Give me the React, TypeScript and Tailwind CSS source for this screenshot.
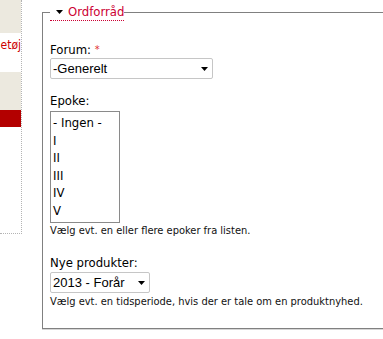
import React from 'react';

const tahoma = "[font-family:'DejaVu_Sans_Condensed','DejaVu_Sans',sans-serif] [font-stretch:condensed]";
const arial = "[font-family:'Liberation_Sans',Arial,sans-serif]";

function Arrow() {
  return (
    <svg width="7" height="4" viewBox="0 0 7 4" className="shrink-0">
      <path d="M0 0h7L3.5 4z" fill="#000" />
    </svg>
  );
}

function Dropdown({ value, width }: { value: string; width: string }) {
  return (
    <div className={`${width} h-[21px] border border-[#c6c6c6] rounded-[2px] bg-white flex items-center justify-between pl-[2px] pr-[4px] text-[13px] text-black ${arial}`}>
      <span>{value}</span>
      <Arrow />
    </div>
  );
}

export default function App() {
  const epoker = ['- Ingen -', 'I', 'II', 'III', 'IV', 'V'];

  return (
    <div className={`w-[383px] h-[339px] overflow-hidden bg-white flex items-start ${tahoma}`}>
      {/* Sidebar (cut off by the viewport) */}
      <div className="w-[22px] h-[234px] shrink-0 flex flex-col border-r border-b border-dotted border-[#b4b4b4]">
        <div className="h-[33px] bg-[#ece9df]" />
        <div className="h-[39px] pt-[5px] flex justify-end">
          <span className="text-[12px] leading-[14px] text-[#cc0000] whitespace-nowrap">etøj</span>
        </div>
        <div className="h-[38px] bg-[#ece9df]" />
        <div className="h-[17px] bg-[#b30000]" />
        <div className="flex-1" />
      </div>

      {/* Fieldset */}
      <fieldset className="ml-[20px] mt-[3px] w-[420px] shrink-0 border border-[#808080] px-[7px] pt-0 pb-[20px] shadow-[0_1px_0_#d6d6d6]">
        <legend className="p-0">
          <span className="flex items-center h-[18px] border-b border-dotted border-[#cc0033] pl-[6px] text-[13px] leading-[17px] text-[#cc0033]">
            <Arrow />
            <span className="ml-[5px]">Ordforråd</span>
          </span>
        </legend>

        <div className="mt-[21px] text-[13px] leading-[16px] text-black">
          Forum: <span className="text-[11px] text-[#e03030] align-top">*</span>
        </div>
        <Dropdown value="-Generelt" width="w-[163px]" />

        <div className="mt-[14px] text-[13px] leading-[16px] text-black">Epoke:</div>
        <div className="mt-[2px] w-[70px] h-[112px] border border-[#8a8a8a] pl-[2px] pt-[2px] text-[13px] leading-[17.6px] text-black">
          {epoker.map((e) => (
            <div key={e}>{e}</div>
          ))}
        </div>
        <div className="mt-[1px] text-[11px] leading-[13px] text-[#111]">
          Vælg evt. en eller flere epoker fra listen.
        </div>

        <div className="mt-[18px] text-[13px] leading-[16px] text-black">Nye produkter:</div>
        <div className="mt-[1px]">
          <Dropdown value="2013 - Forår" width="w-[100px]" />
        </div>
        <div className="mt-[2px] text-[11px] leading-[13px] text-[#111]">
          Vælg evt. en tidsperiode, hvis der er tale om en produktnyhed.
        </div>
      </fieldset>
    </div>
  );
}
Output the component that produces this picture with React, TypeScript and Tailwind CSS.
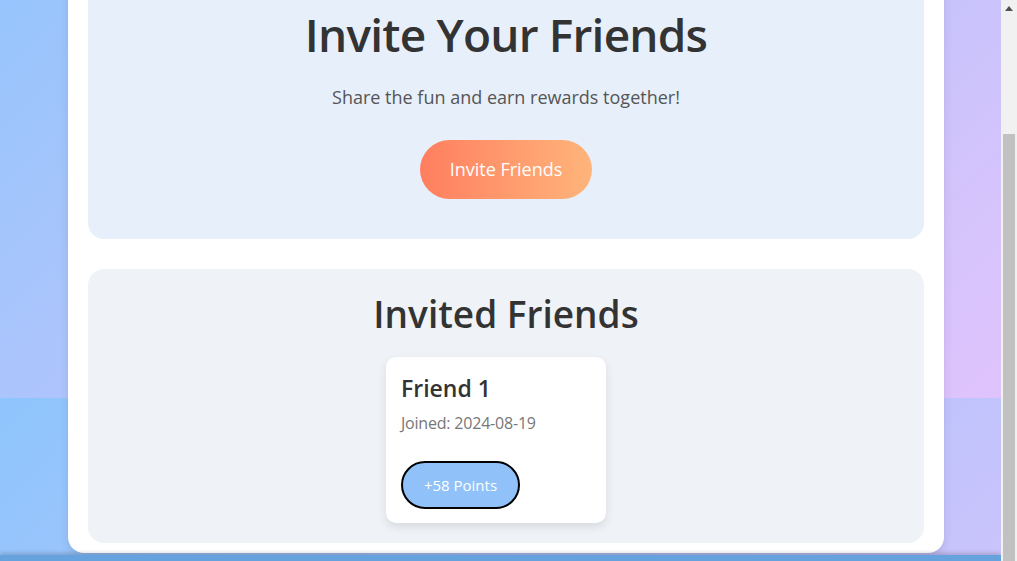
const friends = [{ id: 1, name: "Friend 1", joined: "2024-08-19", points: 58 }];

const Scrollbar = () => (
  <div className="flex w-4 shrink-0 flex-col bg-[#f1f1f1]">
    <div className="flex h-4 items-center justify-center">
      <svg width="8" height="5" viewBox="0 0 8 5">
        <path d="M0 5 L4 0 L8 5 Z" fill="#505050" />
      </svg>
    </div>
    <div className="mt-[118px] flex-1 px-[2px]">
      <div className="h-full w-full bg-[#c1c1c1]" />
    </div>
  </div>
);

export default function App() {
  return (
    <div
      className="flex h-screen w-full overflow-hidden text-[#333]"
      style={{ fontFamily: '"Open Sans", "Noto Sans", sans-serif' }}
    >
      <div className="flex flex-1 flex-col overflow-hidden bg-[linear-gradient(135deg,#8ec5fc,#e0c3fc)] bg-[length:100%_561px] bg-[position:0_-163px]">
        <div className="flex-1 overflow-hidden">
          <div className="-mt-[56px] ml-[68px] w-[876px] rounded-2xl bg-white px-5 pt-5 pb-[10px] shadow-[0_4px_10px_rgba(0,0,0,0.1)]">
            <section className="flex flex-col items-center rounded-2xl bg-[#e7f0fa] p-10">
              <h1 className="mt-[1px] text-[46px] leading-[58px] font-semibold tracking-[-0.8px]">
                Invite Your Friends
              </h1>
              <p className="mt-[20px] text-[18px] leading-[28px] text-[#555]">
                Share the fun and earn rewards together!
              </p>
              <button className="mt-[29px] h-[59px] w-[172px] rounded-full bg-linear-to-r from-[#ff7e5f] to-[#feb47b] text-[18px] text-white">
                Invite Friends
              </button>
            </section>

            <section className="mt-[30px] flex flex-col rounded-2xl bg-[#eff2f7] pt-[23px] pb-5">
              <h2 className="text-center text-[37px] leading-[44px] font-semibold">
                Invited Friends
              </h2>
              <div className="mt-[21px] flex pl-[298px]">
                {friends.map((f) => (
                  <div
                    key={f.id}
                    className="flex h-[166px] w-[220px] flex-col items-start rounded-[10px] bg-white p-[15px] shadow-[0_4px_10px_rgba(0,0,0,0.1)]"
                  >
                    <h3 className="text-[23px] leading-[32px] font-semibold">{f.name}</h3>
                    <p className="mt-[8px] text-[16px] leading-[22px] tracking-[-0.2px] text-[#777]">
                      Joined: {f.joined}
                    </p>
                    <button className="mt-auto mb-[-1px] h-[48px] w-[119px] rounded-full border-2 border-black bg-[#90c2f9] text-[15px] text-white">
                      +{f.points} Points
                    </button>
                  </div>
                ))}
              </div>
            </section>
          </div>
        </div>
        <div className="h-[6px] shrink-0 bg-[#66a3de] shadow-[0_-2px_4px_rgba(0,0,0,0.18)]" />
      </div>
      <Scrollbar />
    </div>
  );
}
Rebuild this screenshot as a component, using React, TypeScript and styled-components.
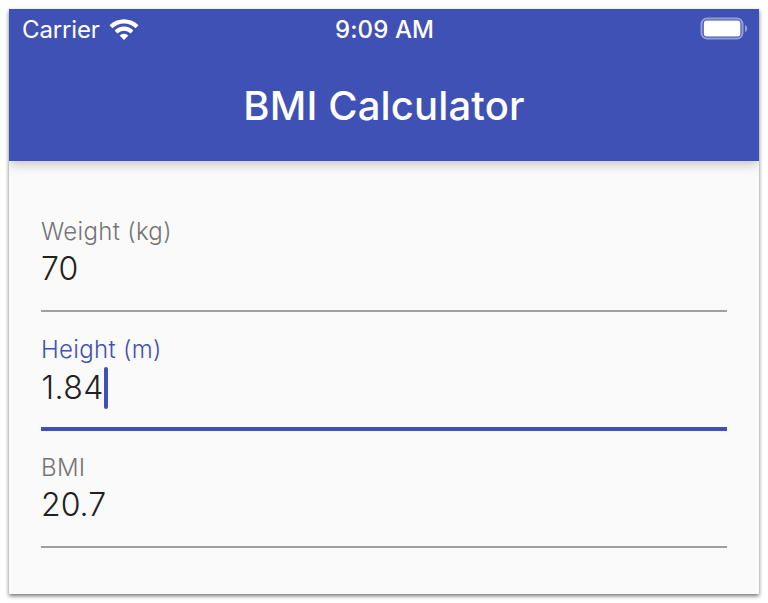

☆ ☆ ☆ ☆ ☆

Aim of the task>
Write out each entry exactly as given, but skip the pictures.

Result for this task>
Give me the React, TypeScript and Tailwind CSS source for this screenshot.
import React from 'react';

const tahoma = "[font-family:'DejaVu_Sans_Condensed','DejaVu_Sans',sans-serif] [font-stretch:condensed]";
const arial = "[font-family:'Liberation_Sans',Arial,sans-serif]";

function Arrow() {
  return (
    <svg width="7" height="4" viewBox="0 0 7 4" className="shrink-0">
      <path d="M0 0h7L3.5 4z" fill="#000" />
    </svg>
  );
}

function Dropdown({ value, width }: { value: string; width: string }) {
  return (
    <div className={`${width} h-[21px] border border-[#c6c6c6] rounded-[2px] bg-white flex items-center justify-between pl-[2px] pr-[4px] text-[13px] text-black ${arial}`}>
      <span>{value}</span>
      <Arrow />
    </div>
  );
}

export default function App() {
  const epoker = ['- Ingen -', 'I', 'II', 'III', 'IV', 'V'];

  return (
    <div className={`w-[383px] h-[339px] overflow-hidden bg-white flex items-start ${tahoma}`}>
      {/* Sidebar (cut off by the viewport) */}
      <div className="w-[22px] h-[234px] shrink-0 flex flex-col border-r border-b border-dotted border-[#b4b4b4]">
        <div className="h-[33px] bg-[#ece9df]" />
        <div className="h-[39px] pt-[5px] flex justify-end">
          <span className="text-[12px] leading-[14px] text-[#cc0000] whitespace-nowrap">etøj</span>
        </div>
        <div className="h-[38px] bg-[#ece9df]" />
        <div className="h-[17px] bg-[#b30000]" />
        <div className="flex-1" />
      </div>

      {/* Fieldset */}
      <fieldset className="ml-[20px] mt-[3px] w-[420px] shrink-0 border border-[#808080] px-[7px] pt-0 pb-[20px] shadow-[0_1px_0_#d6d6d6]">
        <legend className="p-0">
          <span className="flex items-center h-[18px] border-b border-dotted border-[#cc0033] pl-[6px] text-[13px] leading-[17px] text-[#cc0033]">
            <Arrow />
            <span className="ml-[5px]">Ordforråd</span>
          </span>
        </legend>

        <div className="mt-[21px] text-[13px] leading-[16px] text-black">
          Forum: <span className="text-[11px] text-[#e03030] align-top">*</span>
        </div>
        <Dropdown value="-Generelt" width="w-[163px]" />

        <div className="mt-[14px] text-[13px] leading-[16px] text-black">Epoke:</div>
        <div className="mt-[2px] w-[70px] h-[112px] border border-[#8a8a8a] pl-[2px] pt-[2px] text-[13px] leading-[17.6px] text-black">
          {epoker.map((e) => (
            <div key={e}>{e}</div>
          ))}
        </div>
        <div className="mt-[1px] text-[11px] leading-[13px] text-[#111]">
          Vælg evt. en eller flere epoker fra listen.
        </div>

        <div className="mt-[18px] text-[13px] leading-[16px] text-black">Nye produkter:</div>
        <div className="mt-[1px]">
          <Dropdown value="2013 - Forår" width="w-[100px]" />
        </div>
        <div className="mt-[2px] text-[11px] leading-[13px] text-[#111]">
          Vælg evt. en tidsperiode, hvis der er tale om en produktnyhed.
        </div>
      </fieldset>
    </div>
  );
}
Output the component that produces this picture with React, TypeScript and Tailwind CSS.
const friends = [{ id: 1, name: "Friend 1", joined: "2024-08-19", points: 58 }];

const Scrollbar = () => (
  <div className="flex w-4 shrink-0 flex-col bg-[#f1f1f1]">
    <div className="flex h-4 items-center justify-center">
      <svg width="8" height="5" viewBox="0 0 8 5">
        <path d="M0 5 L4 0 L8 5 Z" fill="#505050" />
      </svg>
    </div>
    <div className="mt-[118px] flex-1 px-[2px]">
      <div className="h-full w-full bg-[#c1c1c1]" />
    </div>
  </div>
);

export default function App() {
  return (
    <div
      className="flex h-screen w-full overflow-hidden text-[#333]"
      style={{ fontFamily: '"Open Sans", "Noto Sans", sans-serif' }}
    >
      <div className="flex flex-1 flex-col overflow-hidden bg-[linear-gradient(135deg,#8ec5fc,#e0c3fc)] bg-[length:100%_561px] bg-[position:0_-163px]">
        <div className="flex-1 overflow-hidden">
          <div className="-mt-[56px] ml-[68px] w-[876px] rounded-2xl bg-white px-5 pt-5 pb-[10px] shadow-[0_4px_10px_rgba(0,0,0,0.1)]">
            <section className="flex flex-col items-center rounded-2xl bg-[#e7f0fa] p-10">
              <h1 className="mt-[1px] text-[46px] leading-[58px] font-semibold tracking-[-0.8px]">
                Invite Your Friends
              </h1>
              <p className="mt-[20px] text-[18px] leading-[28px] text-[#555]">
                Share the fun and earn rewards together!
              </p>
              <button className="mt-[29px] h-[59px] w-[172px] rounded-full bg-linear-to-r from-[#ff7e5f] to-[#feb47b] text-[18px] text-white">
                Invite Friends
              </button>
            </section>

            <section className="mt-[30px] flex flex-col rounded-2xl bg-[#eff2f7] pt-[23px] pb-5">
              <h2 className="text-center text-[37px] leading-[44px] font-semibold">
                Invited Friends
              </h2>
              <div className="mt-[21px] flex pl-[298px]">
                {friends.map((f) => (
                  <div
                    key={f.id}
                    className="flex h-[166px] w-[220px] flex-col items-start rounded-[10px] bg-white p-[15px] shadow-[0_4px_10px_rgba(0,0,0,0.1)]"
                  >
                    <h3 className="text-[23px] leading-[32px] font-semibold">{f.name}</h3>
                    <p className="mt-[8px] text-[16px] leading-[22px] tracking-[-0.2px] text-[#777]">
                      Joined: {f.joined}
                    </p>
                    <button className="mt-auto mb-[-1px] h-[48px] w-[119px] rounded-full border-2 border-black bg-[#90c2f9] text-[15px] text-white">
                      +{f.points} Points
                    </button>
                  </div>
                ))}
              </div>
            </section>
          </div>
        </div>
        <div className="h-[6px] shrink-0 bg-[#66a3de] shadow-[0_-2px_4px_rgba(0,0,0,0.18)]" />
      </div>
      <Scrollbar />
    </div>
  );
}
Rebuild this screenshot as a component, using React, TypeScript and styled-components.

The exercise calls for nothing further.